Table 3. Altitude prediction performance comparison
Method |
RMSE (m) |
MAE (m) |
Max Error (m) |
EKF |
1.12 |
0.95 |
2.34 |
LSTM |
0.89 |
0.72 |
1.98 |
Proposed |
0.65 |
0.53 |
1.12 |
Irfan et al. [23] |
0.78 |
0.64 |
1.45 |
As shown in Table 3, the proposed method demonstrates superior altitude prediction performance in this GPS-denied forest environment. It achieves a mean RMSE of 0.65 m, which is substantially lower than the 1.12 m RMSE of the traditional EKF and the 0.89 m RMSE of the pure LSTM approach. To assess the statistical significance of these improvements, paired t-tests were conducted comparing the results across multiple independent trials. The proposed method showed statistically significant improvements over both traditional baselines, achieving a relative RMSE reduction of 41.9% compared to EKF (p < 0.001) and 27.0% compared to LSTM (p < 0.01).
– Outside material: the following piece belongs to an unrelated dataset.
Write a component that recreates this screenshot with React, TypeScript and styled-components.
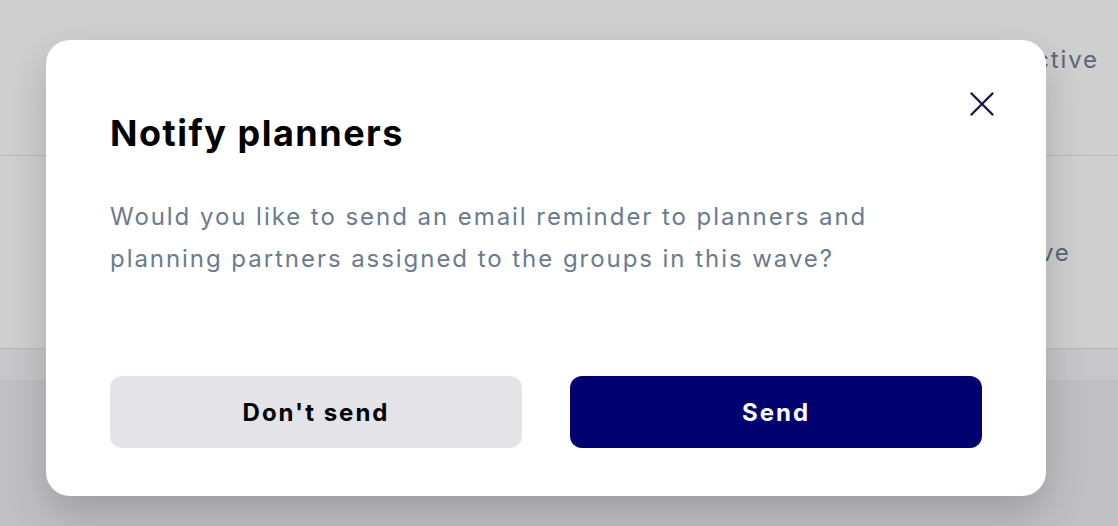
import React from "react";
import styled, { createGlobalStyle } from "styled-components";

const GlobalStyle = createGlobalStyle`
  html, body {
    margin: 0;
    padding: 0;
    width: 1118px;
    height: 526px;
    overflow: hidden;
    font-family: Inter, "Noto Sans", sans-serif;
  }
`;

const Page = styled.div`
  position: relative;
  width: 1118px;
  height: 526px;
  background: #edecf2;
`;

const Table = styled.div`
  display: flex;
  flex-direction: column;
  background: #ffffff;
`;

interface RowProps {
  $height: number;
  $bg?: string;
}

const Row = styled.div<RowProps>`
  display: flex;
  align-items: center;
  height: ${(p) => p.$height}px;
  padding-left: 1017px;
  border-bottom: 1px solid #e2e8f0;
  background: ${(p) => p.$bg || "#ffffff"};
  box-sizing: border-box;
`;

const Cell = styled.span<{ $offset?: number }>`
  font-size: 24px;
  letter-spacing: 1.8px;
  color: #718096;
  margin-top: ${(p) => p.$offset || 0}px;
`;

const Overlay = styled.div`
  position: absolute;
  inset: 0;
  background: rgba(0, 0, 0, 0.19);
  padding: 40px 0 0 46px;
  box-sizing: border-box;
`;

const Dialog = styled.div`
  position: relative;
  width: 1000px;
  box-sizing: border-box;
  padding: 71px 64px 48px;
  background: #ffffff;
  border-radius: 24px;
  box-shadow: 0 18px 40px rgba(0, 0, 0, 0.18);
`;

const CloseButton = styled.button`
  position: absolute;
  top: 52px;
  right: 52px;
  width: 24px;
  height: 24px;
  padding: 0;
  border: none;
  background: none;
  cursor: pointer;
  display: flex;
`;

const Title = styled.h2`
  margin: 0;
  font-size: 36px;
  line-height: 44px;
  font-weight: 700;
  letter-spacing: 1.5px;
  color: #000000;
`;

const Message = styled.p`
  margin: 41px 0 0;
  max-width: 775px;
  font-size: 24px;
  line-height: 42px;
  letter-spacing: 1.95px;
  color: #6b7a8f;
`;

const Actions = styled.div`
  display: grid;
  grid-template-columns: 1fr 1fr;
  gap: 48px;
  margin-top: 96px;
`;

const ActionButton = styled.button<{ $primary?: boolean }>`
  height: 72px;
  border: none;
  border-radius: 12px;
  font-family: Inter, "Noto Sans", sans-serif;
  font-size: 24px;
  font-weight: 700;
  letter-spacing: 2px;
  cursor: pointer;
  background: ${(p) => (p.$primary ? "#000070" : "#e3e3e8")};
  color: ${(p) => (p.$primary ? "#ffffff" : "#000000")};
`;

export default function App() {
  return (
    <>
      <GlobalStyle />
      <Page>
        <Table>
          <Row $height={156}>
            <Cell $offset={-36}>Active</Cell>
          </Row>
          <Row $height={193}>
            <Cell>Live</Cell>
          </Row>
          <Row $height={32} $bg="#f5f6f8" />
        </Table>
        <Overlay>
          <Dialog role="dialog" aria-labelledby="notify-title">
            <CloseButton aria-label="Close">
              <svg width="24" height="24" viewBox="0 0 24 24" fill="none">
                <path
                  d="M1.5 1.5 L22.5 22.5 M22.5 1.5 L1.5 22.5"
                  stroke="#1b1744"
                  strokeWidth="2.4"
                  strokeLinecap="round"
                />
              </svg>
            </CloseButton>
            <Title id="notify-title">Notify planners</Title>
            <Message>
              Would you like to send an email reminder to planners and planning
              partners assigned to the groups in this wave?
            </Message>
            <Actions>
              <ActionButton>Don't send</ActionButton>
              <ActionButton $primary>Send</ActionButton>
            </Actions>
          </Dialog>
        </Overlay>
      </Page>
    </>
  );
}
When compared to the more recent Irfan et al. [23] method (RMSE = 0.78 m), our approach also exhibited a statistically significant advantage, with an RMSE reduction of 16.7% (p < 0.05).
The enhanced performance stems primarily from two synergistic aspects of the proposed architecture:
Data Highlights:
During specific 20-second climb-hover-descent maneuver segments within the tests, the proposed method reduced the maximum altitude error by 22.7% compared to the Irfan et al. [23] baseline (1.12 m vs 1.45 m) and decreased the error variance by 35.2%. These observations further corroborate the efficacy of the joint optimization approach combining manifold constraints and the residual propagation network (Section 3.2).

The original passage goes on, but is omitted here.